Since early 2008, the American government, media, and human rights groups have undertaken a coordinated effort to name, shame, and punish attacks on the human rights of homosexual persons, with an overwhelming focus on sub-Saharan Africa. Human Rights Watch has published ten major reports on anti-gay discrimination in this period, with special attention to Africa. The U.S. government has publicly criticized some African countries for even considering laws that criminalize homosexuality. It announced just last month that it is halting a $350 million aid program to Malawi at least partly because of its laws discouraging homosexuality.

But if any single African country has attracted American ire, it is Uganda. Is this because of a spate of anti-gay attacks? When a tiny college newspaper organized an egregious hate campaign last October against prominent gay activists, including Kato, a Ugandan court issued a permanent injunction against the publication. And David Kato's death is among only a handful of documented instances in which homosexuals have been killed in Uganda in recent years, with police now claiming that Kato was murdered by an acquaintance for reasons unrelated to homophobia. Despite Rachel Maddow's running commentary on Uganda—under the headline "Uganda Be Kidding Me!"—more Ugandans consider homosexual behavior morally acceptable or neutral—almost one in five—than people in any other major African country, including sexually tolerant South Africa, according to a 2010 Pew Forum survey.

Instead, Uganda has attracted human rights activism because of a single legislative stunt by a single low-level politician named David Bahati, a member of the country's authoritarian ruling party and an Anglican. In 2009, Bahati proposed an anti-homosexuality bill so draconian that it would make "serial" homosexual practice a capital crime and punish pro-gay advocacy with a seven-year jail sentence.

But the legislation has received widespread attention not primarily because of its draconian provisions, whose very harshness has repelled virtually all of Uganda's major political and religious leaders—including the President, the Catholic Bishops Conference, and a parliamentary committee that recommended the bill be thrown out as unconstitutional, effectively stopping it in its tracks. Instead, a major reason for the attention focused on the bill is that many believe it is the fruit of American evangelical homophobia.

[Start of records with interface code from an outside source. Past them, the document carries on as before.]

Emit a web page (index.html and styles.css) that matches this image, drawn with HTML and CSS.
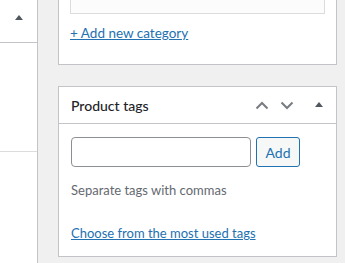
FILE: index.html
```html
<!DOCTYPE html>
<html lang="en">

<head>
    <meta charset="UTF-8">
    <meta name="viewport" content="width=device-width, initial-scale=1.0">
    <title>Product tags</title>
    <link rel="stylesheet" href="styles.css">
</head>

<body>
    <div class="layout">
        <!-- left column, cut off -->
        <div class="main-col">
            <div class="main-head">
                <span class="toggle-tri"></span>
            </div>
            <div class="main-row"></div>
        </div>

        <!-- sidebar -->
        <div class="side-col">
            <div class="postbox postbox-cut">
                <div class="cat-list"></div>
                <a href="#" class="add-cat">+ Add new category</a>
            </div>

            <div class="postbox">
                <div class="postbox-header">
                    <h2>Product tags</h2>
                    <div class="handle-actions">
                        <svg width="14" height="9" viewBox="0 0 14 9"><path d="M1.5 7.5 L7 2 L12.5 7.5" fill="none" stroke="#787c82" stroke-width="2"/></svg>
                        <svg width="14" height="9" viewBox="0 0 14 9"><path d="M1.5 1.5 L7 7 L12.5 1.5" fill="none" stroke="#787c82" stroke-width="2"/></svg>
                        <span class="toggle-tri"></span>
                    </div>
                </div>
                <div class="inside">
                    <div class="tag-add">
                        <input type="text" class="tag-input">
                        <button class="button">Add</button>
                    </div>
                    <p class="howto">Separate tags with commas</p>
                    <a href="#" class="tagcloud-link">Choose from the most used tags</a>
                </div>
            </div>
        </div>
    </div>
</body>

</html>
```

FILE: styles.css
```css
* {
    margin: 0;
    padding: 0;
    box-sizing: border-box;
}

body {
    background: #f0f0f1;
    font-family: Lato, "Noto Sans", sans-serif;
    font-size: 13px;
    color: #1d2327;
    overflow: hidden;
}

a {
    color: #2271b1;
    text-decoration: underline;
}

.layout {
    display: flex;
    height: 263px;
}

.main-col {
    width: 38px;
    background: #fff;
    border-right: 1px solid #c3c4c7;
}

.main-head {
    height: 43px;
    border-bottom: 1px solid #c3c4c7;
    display: flex;
    justify-content: flex-end;
    padding: 13px 14px 0 0;
}

.main-row {
    height: 109px;
    border-bottom: 1px solid #dcdcde;
}

.toggle-tri {
    width: 0;
    height: 0;
    border-left: 4px solid transparent;
    border-right: 4px solid transparent;
    border-bottom: 5px solid #50575e;
    margin-top: 2px;
}

.side-col {
    width: 279px;
    margin-left: 20px;
}

.postbox {
    background: #fff;
    border: 1px solid #c3c4c7;
}

.postbox-cut {
    border-top: none;
    height: 65px;
    padding: 0 11px;
    margin-bottom: 21px;
}

.cat-list {
    height: 14px;
    background: #fcfcfc;
    border: 1px solid #dcdcde;
    border-top: none;
    margin-bottom: 10px;
}

.add-cat {
    display: block;
    font-size: 13.5px;
    line-height: 18px;
}

.postbox-header {
    height: 37px;
    border-bottom: 1px solid #c3c4c7;
    display: flex;
    align-items: center;
    justify-content: space-between;
    padding: 0 13px 0 12px;
}

.postbox-header h2 {
    font-size: 14px;
    font-weight: 500;
    color: #1d2327;
}

.handle-actions {
    display: flex;
    align-items: center;
    gap: 11px;
}

.handle-actions .toggle-tri {
    margin: 0 0 1px 10px;
}

.inside {
    padding: 13px 12px 0;
    height: 132px;
}

.tag-add {
    display: flex;
    gap: 5px;
}

.tag-input {
    width: 180px;
    height: 30px;
    border: 1px solid #8c8f94;
    border-radius: 4px;
    background: #fff;
}

.button {
    height: 30px;
    width: 44px;
    border: 1px solid #2271b1;
    border-radius: 3px;
    background: #f6f7f7;
    color: #2271b1;
    font-family: inherit;
    font-size: 14px;
}

.howto {
    color: #646970;
    margin-top: 14px;
    line-height: 18px;
}

.tagcloud-link {
    display: block;
    margin-top: 25px;
    line-height: 18px;
}
```
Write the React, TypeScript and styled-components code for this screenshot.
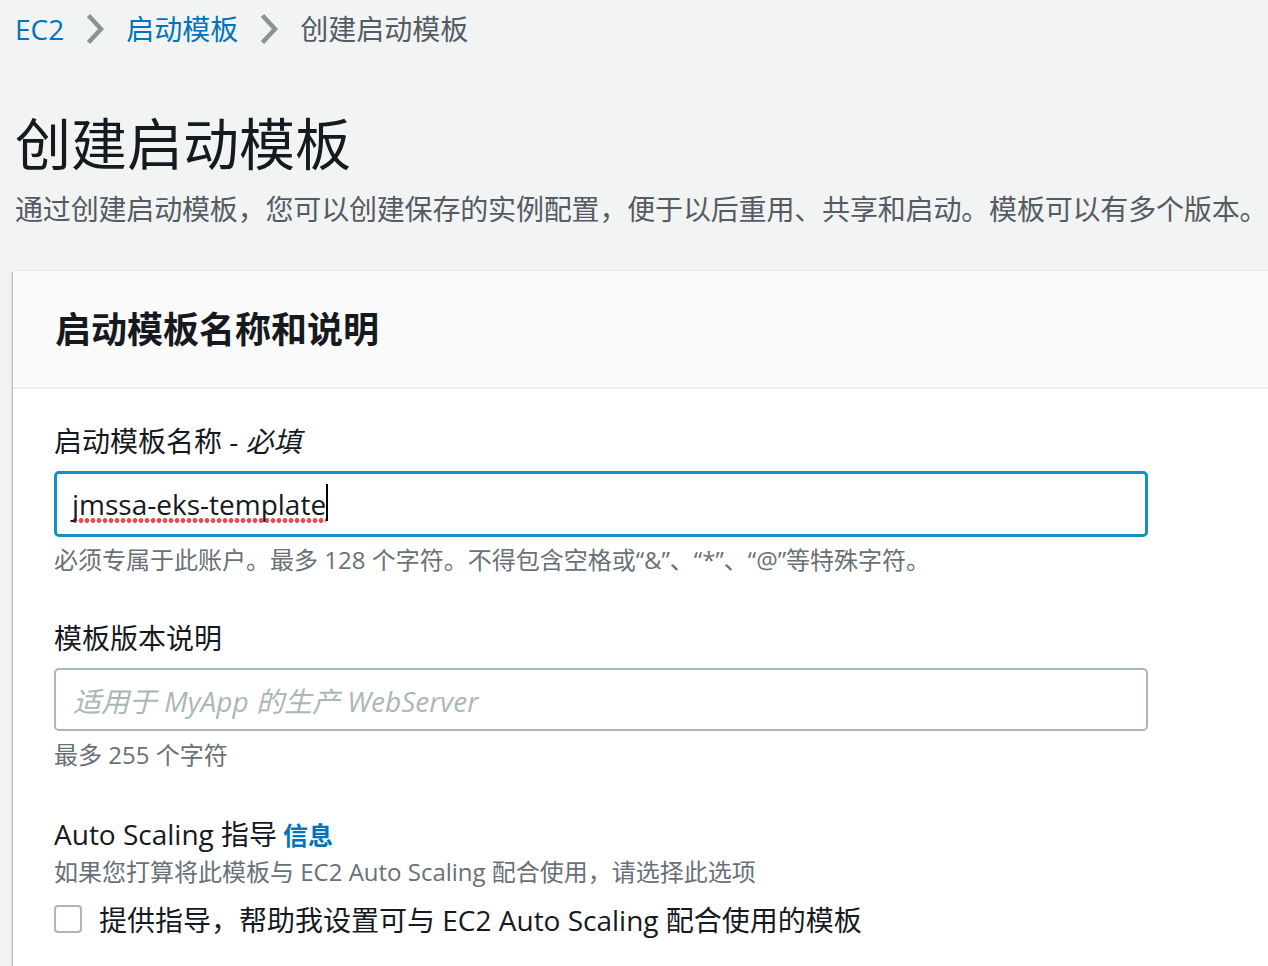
import React from "react";
import styled, { createGlobalStyle } from "styled-components";

const GlobalStyle = createGlobalStyle`
  html, body {
    margin: 0;
    padding: 0;
    background: #f2f3f3;
    overflow: hidden;
  }
  body {
    font-family: "Open Sans", "Noto Sans CJK SC", sans-serif;
    color: #16191f;
  }
`;

const Page = styled.div`
  width: 1268px;
  height: 966px;
  overflow: hidden;
  display: flex;
  flex-direction: column;
`;

const Breadcrumbs = styled.nav`
  display: flex;
  align-items: center;
  height: 40px;
  margin-top: 9px;
  padding-left: 15px;
  font-size: 28px;
`;

const Crumb = styled.span<{ $link?: boolean }>`
  color: ${(p) => (p.$link ? "#0073bb" : "#545b64")};
  line-height: 40px;
  white-space: nowrap;
`;

const Sep = styled.span`
  display: inline-flex;
  align-items: center;
  justify-content: center;
  width: 62px;
`;

const Title = styled.h1`
  margin: 62px 0 0 15px;
  font-size: 56px;
  font-weight: 400;
  line-height: 64px;
  color: #16191f;
  white-space: nowrap;
`;

const Description = styled.p`
  margin: 14px 0 0 15px;
  font-size: 28px;
  letter-spacing: -0.17px;
  line-height: 40px;
  color: #545b64;
  white-space: nowrap;
`;

const Card = styled.section`
  margin: 42px 0 0 13px;
  width: 1320px;
  background: #ffffff;
  box-shadow: 0 1px 2px 0 rgba(0, 28, 36, 0.3), -1px 1px 2px 0 rgba(0, 28, 36, 0.2);
  display: flex;
  flex-direction: column;
`;

const CardHeader = styled.header`
  background: #fafafa;
  border-bottom: 2px solid #eaeded;
  height: 116px;
  display: flex;
  align-items: center;
  padding: 0 42px;
`;

const CardTitle = styled.h2`
  margin: 2px 0 0 0;
  font-size: 36px;
  font-weight: 700;
  line-height: 44px;
  color: #16191f;
`;

const CardBody = styled.div`
  padding: 32px 0 80px 41px;
  display: flex;
  flex-direction: column;
`;

const Field = styled.div<{ $gap?: number }>`
  display: flex;
  flex-direction: column;
  margin-top: ${(p) => p.$gap ?? 0}px;
`;

const Label = styled.label`
  font-size: 28px;
  line-height: 40px;
  color: #16191f;
  white-space: nowrap;
`;

const Em = styled.i`
  font-style: italic;
`;

const InfoLink = styled.a`
  color: #0073bb;
  font-weight: 700;
  font-size: 25px;
  margin-left: 6px;
  text-decoration: none;
`;

const InputBox = styled.div<{ $focused?: boolean }>`
  box-sizing: border-box;
  width: 1094px;
  height: ${(p) => (p.$focused ? 66 : 63)}px;
  margin-top: 10px;
  border: ${(p) => (p.$focused ? "3px solid #1490c2" : "2px solid #aab7b8")};
  border-radius: 5px;
  display: flex;
  align-items: center;
  padding-left: ${(p) => (p.$focused ? 15 : 17)}px;
  font-size: 28px;
  background: #fff;
`;

const Value = styled.span`
  color: #16191f;
  position: relative;
  padding-bottom: 1px;
  background-image: radial-gradient(circle at 50% 50%, #f24b4f 0, #f24b4f 2.1px, transparent 2.7px);
  background-repeat: repeat-x;
  background-position: 0 100%;
  background-size: 6px 7px;
  &::after {
    content: "";
    position: absolute;
    right: -2px;
    top: -1px;
    width: 2px;
    height: 37px;
    background: #000;
  }
`;

const Placeholder = styled.span`
  color: #aab7b8;
  font-style: italic;
`;

const Hint = styled.div<{ $top?: number }>`
  font-size: 24px;
  line-height: 32px;
  color: #687078;
  margin-top: ${(p) => p.$top ?? 7}px;
  white-space: nowrap;
`;

const CheckRow = styled.label`
  display: flex;
  align-items: center;
  gap: 17px;
  margin-top: 11px;
  height: 40px;
  font-size: 28px;
  color: #16191f;
  white-space: nowrap;
`;

const CheckBox = styled.span`
  box-sizing: border-box;
  width: 28px;
  height: 28px;
  border: 2px solid #aab7b8;
  border-radius: 4px;
  background: #fff;
  flex: none;
`;

const Chevron = () => (
  <svg width="18" height="32" viewBox="0 0 18 32" aria-hidden="true">
    <path d="M2.5 2.5 L15 16 L2.5 29.5" fill="none" stroke="#879596" strokeWidth="4.5" />
  </svg>
);

export default function App() {
  return (
    <>
      <GlobalStyle />
      <Page>
        <Breadcrumbs>
          <Crumb $link>EC2</Crumb>
          <Sep>
            <Chevron />
          </Sep>
          <Crumb $link>启动模板</Crumb>
          <Sep>
            <Chevron />
          </Sep>
          <Crumb>创建启动模板</Crumb>
        </Breadcrumbs>
        <Title>创建启动模板</Title>
        <Description>
          通过创建启动模板，您可以创建保存的实例配置，便于以后重用、共享和启动。模板可以有多个版本。
        </Description>
        <Card>
          <CardHeader>
            <CardTitle>启动模板名称和说明</CardTitle>
          </CardHeader>
          <CardBody>
            <Field>
              <Label>
                启动模板名称 - <Em>必填</Em>
              </Label>
              <InputBox $focused>
                <Value>jmssa-eks-template</Value>
              </InputBox>
              <Hint>
                必须专属于此账户。最多 128 个字符。不得包含空格或“&”、“*”、“@”等特殊字符。
              </Hint>
            </Field>
            <Field $gap={42}>
              <Label>模板版本说明</Label>
              <InputBox>
                <Placeholder>适用于 MyApp 的生产 WebServer</Placeholder>
              </InputBox>
              <Hint $top={8}>最多 255 个字符</Hint>
            </Field>
            <Field $gap={43}>
              <Label>
                Auto Scaling 指导
                <InfoLink>信息</InfoLink>
              </Label>
              <Hint $top={1}>如果您打算将此模板与 EC2 Auto Scaling 配合使用，请选择此选项</Hint>
              <CheckRow>
                <CheckBox />
                提供指导，帮助我设置可与 EC2 Auto Scaling 配合使用的模板
              </CheckRow>
            </Field>
          </CardBody>
        </Card>
      </Page>
    </>
  );
}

In the telling of journalist Jeff Sharlet, it's the American fundamentalist gospel that turned supine Ugandans into raving homophobes. American "fundamentalists," "evangelicals," and advocates of "theocracy"—terms Sharlet uses more or less interchangeably—see Uganda as a crucial theo-political "laboratory." (Why Uganda is the crown jewel in their global conspiracy Sharlet does not say.) He further suggests that American "fundamentalists" such as Rick Warren harbor a genocidal "motive" because they aim at the "eradication of homosexuality" and so countenance the murder of open homosexuals such as David Kato. In fact, though Sharlet has maligned Warren's condemnation of the Bahati bill as "muted," he has condemned the bill as "unjust, extreme, and un-Christian."